START Provided data

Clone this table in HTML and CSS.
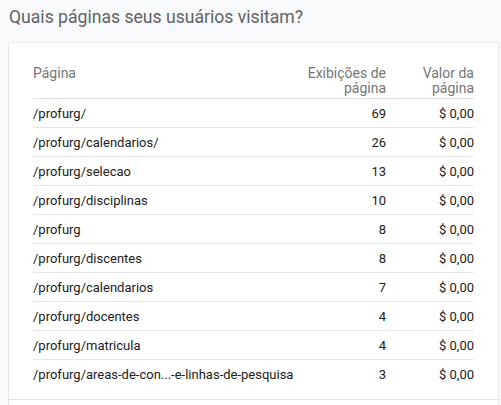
FILE: index.html
```html
<!DOCTYPE html>
<html lang="pt">
<head>
<meta charset="utf-8">
<link rel="stylesheet" href="styles.css">
</head>
<body>
<h2 class="title">Quais páginas seus usuários visitam?</h2>
<div class="card">
  <table class="pages">
    <colgroup>
      <col>
      <col class="c-num">
      <col class="c-val">
    </colgroup>
    <thead>
      <tr>
        <th class="col-page">Página</th>
        <th class="col-num">Exibições de<br>página</th>
        <th class="col-val">Valor da<br>página</th>
      </tr>
    </thead>
    <tbody>
      <tr><td>/profurg/</td><td class="num">69</td><td class="num">$ 0,00</td></tr>
      <tr><td>/profurg/calendarios/</td><td class="num">26</td><td class="num">$ 0,00</td></tr>
      <tr><td>/profurg/selecao</td><td class="num">13</td><td class="num">$ 0,00</td></tr>
      <tr><td>/profurg/disciplinas</td><td class="num">10</td><td class="num">$ 0,00</td></tr>
      <tr><td>/profurg</td><td class="num">8</td><td class="num">$ 0,00</td></tr>
      <tr><td>/profurg/discentes</td><td class="num">8</td><td class="num">$ 0,00</td></tr>
      <tr><td>/profurg/calendarios</td><td class="num">7</td><td class="num">$ 0,00</td></tr>
      <tr><td>/profurg/docentes</td><td class="num">4</td><td class="num">$ 0,00</td></tr>
      <tr><td>/profurg/matricula</td><td class="num">4</td><td class="num">$ 0,00</td></tr>
      <tr><td>/profurg/areas-de-con...-e-linhas-de-pesquisa</td><td class="num">3</td><td class="num">$ 0,00</td></tr>
    </tbody>
  </table>
  <div class="card-footer"></div>
</div>
</body>
</html>
```

FILE: styles.css
```css
html, body {
  margin: 0;
  padding: 0;
  background: #f8f9fa;
  font-family: Roboto, "Liberation Sans", sans-serif;
}
.title {
  margin: 0;
  padding: 5px 0 0 9px;
  font-size: 17.6px;
  font-weight: 400;
  line-height: 25px;
  color: #5f6368;
}
.card {
  margin: 13px 3px 0 9px;
  background: #fff;
  border-radius: 2px;
  box-shadow: 0 0 0 1px rgba(0,0,0,0.05), 0 1px 2px rgba(0,0,0,0.08);
  height: 400px;
  padding: 23px 24px 0;
}
.pages {
  width: 100%;
  border-collapse: collapse;
  table-layout: fixed;
}
.c-num { width: 110px; }
.c-val { width: 88px; }
.pages th {
  font-size: 14px;
  font-weight: 400;
  line-height: 15px;
  color: #757575;
  vertical-align: top;
  padding: 0 0 2px;
  border-bottom: 1px solid #e0e0e0;
  text-align: left;
}
.pages th.col-num, .pages th.col-val {
  text-align: right;
}
.pages td {
  font-size: 13px;
  line-height: 26px;
  height: 26px;
  padding: 2px 0 0;
  color: #212121;
  border-bottom: 1px solid #e8e8e8;
  white-space: nowrap;
  overflow: visible;
}
.pages tbody tr:last-child td {
  border-bottom: none;
}
.pages td.num {
  text-align: right;
}
.card-footer {
  margin: 11px -24px 0;
  border-top: 1px solid #e0e0e0;
}
```
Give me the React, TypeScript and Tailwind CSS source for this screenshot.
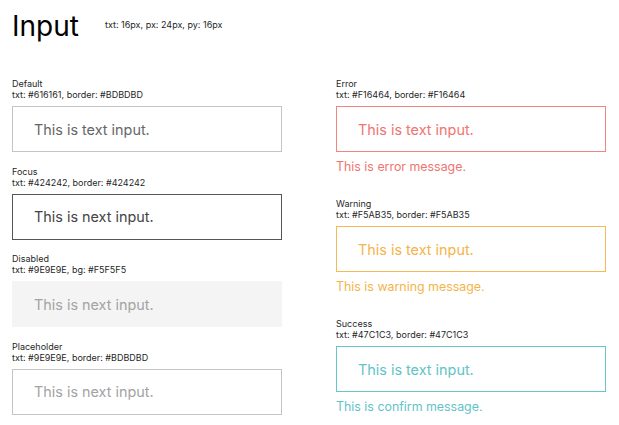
import React from 'react';

type Variant = {
  title: string;
  spec: string;
  value?: string;
  placeholder?: string;
  box: string;
  message?: string;
  msgColor?: string;
};

const leftCol: Variant[] = [
  {
    title: 'Default',
    spec: 'txt: #616161, border: #BDBDBD',
    value: 'This is text input.',
    box: 'border border-[#C4C4C4] text-[#666666] bg-white',
  },
  {
    title: 'Focus',
    spec: 'txt: #424242, border: #424242',
    value: 'This is next input.',
    box: 'border border-[#555555] text-[#444444] bg-white',
  },
  {
    title: 'Disabled',
    spec: 'txt: #9E9E9E, bg: #F5F5F5',
    value: 'This is next input.',
    box: 'border border-[#F4F4F4] text-[#A3A3A3] bg-[#F4F4F4]',
  },
  {
    title: 'Placeholder',
    spec: 'txt: #9E9E9E, border: #BDBDBD',
    placeholder: 'This is next input.',
    box: 'border border-[#C4C4C4] bg-white placeholder:text-[#A3A3A3]',
  },
];

const rightCol: Variant[] = [
  {
    title: 'Error',
    spec: 'txt: #F16464, border: #F16464',
    value: 'This is text input.',
    box: 'border border-[#F28580] text-[#F0746F] bg-white',
    message: 'This is error message.',
    msgColor: 'text-[#F0746F]',
  },
  {
    title: 'Warning',
    spec: 'txt: #F5AB35, border: #F5AB35',
    value: 'This is text input.',
    box: 'border border-[#F5BA55] text-[#F4B449] bg-white',
    message: 'This is warning message.',
    msgColor: 'text-[#F4B449]',
  },
  {
    title: 'Success',
    spec: 'txt: #47C1C3, border: #47C1C3',
    value: 'This is text input.',
    box: 'border border-[#66C6C8] text-[#5FC4C6] bg-white',
    message: 'This is confirm message.',
    msgColor: 'text-[#5FC4C6]',
  },
];

function Field({ v }: { v: Variant }) {
  return (
    <div>
      <div className="text-[9px] leading-[11px] text-[#1f1f1f]">
        <div>{v.title}</div>
        <div>{v.spec}</div>
      </div>
      <input
        readOnly
        disabled={v.title === 'Disabled'}
        value={v.value}
        placeholder={v.placeholder}
        className={`mt-[6px] block h-[46px] w-full pl-[21px] text-[14.4px] outline-none ${v.box}`}
      />
      {v.message && (
        <div className={`mt-[5px] text-[12.4px] leading-[20px] ${v.msgColor}`}>{v.message}</div>
      )}
    </div>
  );
}

export default function App() {
  return (
    <div className="min-h-[425px] bg-white px-3 pt-3" style={{ fontFamily: 'Inter, "Noto Sans", sans-serif' }}>
      <div className="flex items-start">
        <h1 className="text-[28px] leading-[28px] text-black">Input</h1>
        <span className="ml-[26px] mt-[7px] text-[9px] leading-[11px] text-[#1f1f1f]">
          txt: 16px, px: 24px, py: 16px
        </span>
      </div>

      <div className="mt-[38px] grid grid-cols-[270px_270px] gap-x-[54px]">
        <div className="flex flex-col gap-[13.5px]">
          {leftCol.map((v) => (
            <Field key={v.title} v={v} />
          ))}
        </div>
        <div className="flex flex-col gap-[21px]">
          {rightCol.map((v) => (
            <Field key={v.title} v={v} />
          ))}
        </div>
      </div>
    </div>
  );
}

END Provided data

Write out each entry exactly as given, omitting any picture.

▶ Output for this exercise:
Clone this table in HTML and CSS.
FILE: index.html
```html
<!DOCTYPE html>
<html lang="pt">
<head>
<meta charset="utf-8">
<link rel="stylesheet" href="styles.css">
</head>
<body>
<h2 class="title">Quais páginas seus usuários visitam?</h2>
<div class="card">
  <table class="pages">
    <colgroup>
      <col>
      <col class="c-num">
      <col class="c-val">
    </colgroup>
    <thead>
      <tr>
        <th class="col-page">Página</th>
        <th class="col-num">Exibições de<br>página</th>
        <th class="col-val">Valor da<br>página</th>
      </tr>
    </thead>
    <tbody>
      <tr><td>/profurg/</td><td class="num">69</td><td class="num">$ 0,00</td></tr>
      <tr><td>/profurg/calendarios/</td><td class="num">26</td><td class="num">$ 0,00</td></tr>
      <tr><td>/profurg/selecao</td><td class="num">13</td><td class="num">$ 0,00</td></tr>
      <tr><td>/profurg/disciplinas</td><td class="num">10</td><td class="num">$ 0,00</td></tr>
      <tr><td>/profurg</td><td class="num">8</td><td class="num">$ 0,00</td></tr>
      <tr><td>/profurg/discentes</td><td class="num">8</td><td class="num">$ 0,00</td></tr>
      <tr><td>/profurg/calendarios</td><td class="num">7</td><td class="num">$ 0,00</td></tr>
      <tr><td>/profurg/docentes</td><td class="num">4</td><td class="num">$ 0,00</td></tr>
      <tr><td>/profurg/matricula</td><td class="num">4</td><td class="num">$ 0,00</td></tr>
      <tr><td>/profurg/areas-de-con...-e-linhas-de-pesquisa</td><td class="num">3</td><td class="num">$ 0,00</td></tr>
    </tbody>
  </table>
  <div class="card-footer"></div>
</div>
</body>
</html>
```

FILE: styles.css
```css
html, body {
  margin: 0;
  padding: 0;
  background: #f8f9fa;
  font-family: Roboto, "Liberation Sans", sans-serif;
}
.title {
  margin: 0;
  padding: 5px 0 0 9px;
  font-size: 17.6px;
  font-weight: 400;
  line-height: 25px;
  color: #5f6368;
}
.card {
  margin: 13px 3px 0 9px;
  background: #fff;
  border-radius: 2px;
  box-shadow: 0 0 0 1px rgba(0,0,0,0.05), 0 1px 2px rgba(0,0,0,0.08);
  height: 400px;
  padding: 23px 24px 0;
}
.pages {
  width: 100%;
  border-collapse: collapse;
  table-layout: fixed;
}
.c-num { width: 110px; }
.c-val { width: 88px; }
.pages th {
  font-size: 14px;
  font-weight: 400;
  line-height: 15px;
  color: #757575;
  vertical-align: top;
  padding: 0 0 2px;
  border-bottom: 1px solid #e0e0e0;
  text-align: left;
}
.pages th.col-num, .pages th.col-val {
  text-align: right;
}
.pages td {
  font-size: 13px;
  line-height: 26px;
  height: 26px;
  padding: 2px 0 0;
  color: #212121;
  border-bottom: 1px solid #e8e8e8;
  white-space: nowrap;
  overflow: visible;
}
.pages tbody tr:last-child td {
  border-bottom: none;
}
.pages td.num {
  text-align: right;
}
.card-footer {
  margin: 11px -24px 0;
  border-top: 1px solid #e0e0e0;
}
```
Give me the React, TypeScript and Tailwind CSS source for this screenshot.
import React from 'react';

type Variant = {
  title: string;
  spec: string;
  value?: string;
  placeholder?: string;
  box: string;
  message?: string;
  msgColor?: string;
};

const leftCol: Variant[] = [
  {
    title: 'Default',
    spec: 'txt: #616161, border: #BDBDBD',
    value: 'This is text input.',
    box: 'border border-[#C4C4C4] text-[#666666] bg-white',
  },
  {
    title: 'Focus',
    spec: 'txt: #424242, border: #424242',
    value: 'This is next input.',
    box: 'border border-[#555555] text-[#444444] bg-white',
  },
  {
    title: 'Disabled',
    spec: 'txt: #9E9E9E, bg: #F5F5F5',
    value: 'This is next input.',
    box: 'border border-[#F4F4F4] text-[#A3A3A3] bg-[#F4F4F4]',
  },
  {
    title: 'Placeholder',
    spec: 'txt: #9E9E9E, border: #BDBDBD',
    placeholder: 'This is next input.',
    box: 'border border-[#C4C4C4] bg-white placeholder:text-[#A3A3A3]',
  },
];

const rightCol: Variant[] = [
  {
    title: 'Error',
    spec: 'txt: #F16464, border: #F16464',
    value: 'This is text input.',
    box: 'border border-[#F28580] text-[#F0746F] bg-white',
    message: 'This is error message.',
    msgColor: 'text-[#F0746F]',
  },
  {
    title: 'Warning',
    spec: 'txt: #F5AB35, border: #F5AB35',
    value: 'This is text input.',
    box: 'border border-[#F5BA55] text-[#F4B449] bg-white',
    message: 'This is warning message.',
    msgColor: 'text-[#F4B449]',
  },
  {
    title: 'Success',
    spec: 'txt: #47C1C3, border: #47C1C3',
    value: 'This is text input.',
    box: 'border border-[#66C6C8] text-[#5FC4C6] bg-white',
    message: 'This is confirm message.',
    msgColor: 'text-[#5FC4C6]',
  },
];

function Field({ v }: { v: Variant }) {
  return (
    <div>
      <div className="text-[9px] leading-[11px] text-[#1f1f1f]">
        <div>{v.title}</div>
        <div>{v.spec}</div>
      </div>
      <input
        readOnly
        disabled={v.title === 'Disabled'}
        value={v.value}
        placeholder={v.placeholder}
        className={`mt-[6px] block h-[46px] w-full pl-[21px] text-[14.4px] outline-none ${v.box}`}
      />
      {v.message && (
        <div className={`mt-[5px] text-[12.4px] leading-[20px] ${v.msgColor}`}>{v.message}</div>
      )}
    </div>
  );
}

export default function App() {
  return (
    <div className="min-h-[425px] bg-white px-3 pt-3" style={{ fontFamily: 'Inter, "Noto Sans", sans-serif' }}>
      <div className="flex items-start">
        <h1 className="text-[28px] leading-[28px] text-black">Input</h1>
        <span className="ml-[26px] mt-[7px] text-[9px] leading-[11px] text-[#1f1f1f]">
          txt: 16px, px: 24px, py: 16px
        </span>
      </div>

      <div className="mt-[38px] grid grid-cols-[270px_270px] gap-x-[54px]">
        <div className="flex flex-col gap-[13.5px]">
          {leftCol.map((v) => (
            <Field key={v.title} v={v} />
          ))}
        </div>
        <div className="flex flex-col gap-[21px]">
          {rightCol.map((v) => (
            <Field key={v.title} v={v} />
          ))}
        </div>
      </div>
    </div>
  );
}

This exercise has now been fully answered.